11. How will NBC schedule its dramas?
NBC renewed five dramas last month—Parenthood, Grimm, Revolution, Law & Order: SVU, and Chicago Fire—but it only has so many post-Voice slots and only so many ways to use them. Parenthood, which did okay on its own, seems most likely to stay put on Tuesdays, but the other four seem like a complete toss-up. Revolution seemed like a hit of its own volition earlier in the season, but its spring numbers have crumbled significantly enough to suggest it could bomb when forced to stand on its own, as Smash did this year. But is it worth NBC using some of its valuable post-Voice real estate to keep the series propped up, when it might be able to turn Chicago Fire, which has grown into a reliable performer in a tough timeslot, into something even bigger?

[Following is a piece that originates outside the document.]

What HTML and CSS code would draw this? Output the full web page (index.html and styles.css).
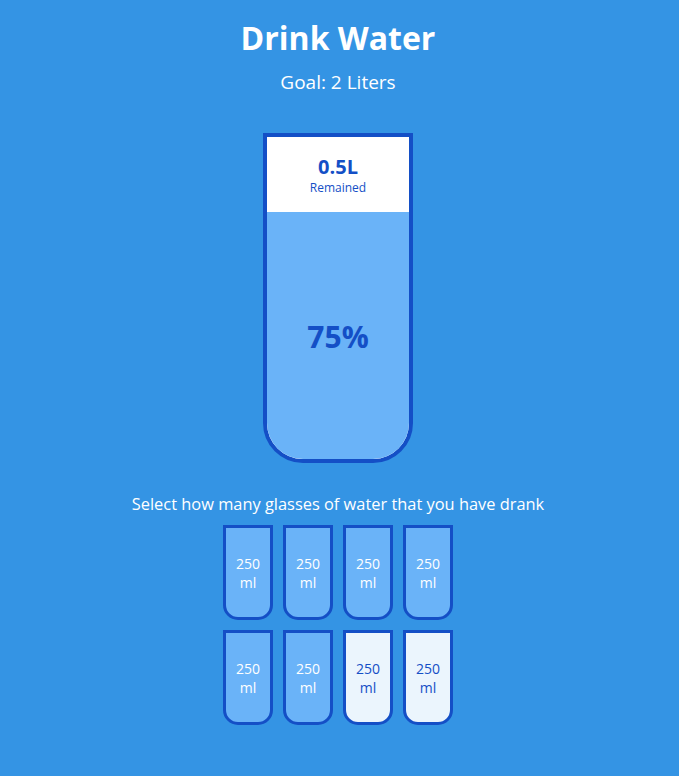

And then there’s Grimm, which is a great performer on Fridays and may deserve a chance elsewhere—not unlike how Fox turned The X-Files into a much bigger show on Sundays than it had ever been on Fridays almost 20 years ago. NBC’s long-term future may be most tied up in this question, and it’s probably what the network’s executives will be thinking about most thoroughly this weekend.
12. Will anyone convince advertisers to take DVR ratings seriously?
Advertisers aren’t completely averse to using so-called Live+3 or Live+7 numbers, but they clearly place a greater emphasis on viewers who watch within a few hours of air (and, ideally, live). This is why CBS’ shows seem to exist on another ratings planet entirely and why the network is able to coast along, seemingly free from care. Yet even CBS has made noise about trying to get advertisers to take DVR viewers more seriously as monetizable commodities. The problem, of course, is that so many DVR viewers use their DVRs to skip commercials, and that problem will never go away. (CBS is vociferously fighting Dish Network’s “Hopper,” which makes skipping commercials easier than ever.) If the networks are to survive this current collapse, they’ll need to make more and more money off viewers who watch TV later. It’s a tall order, but it’s the top priority of every network head, which suggests that it will become a reality, at least in part, and maybe even as soon as this fall.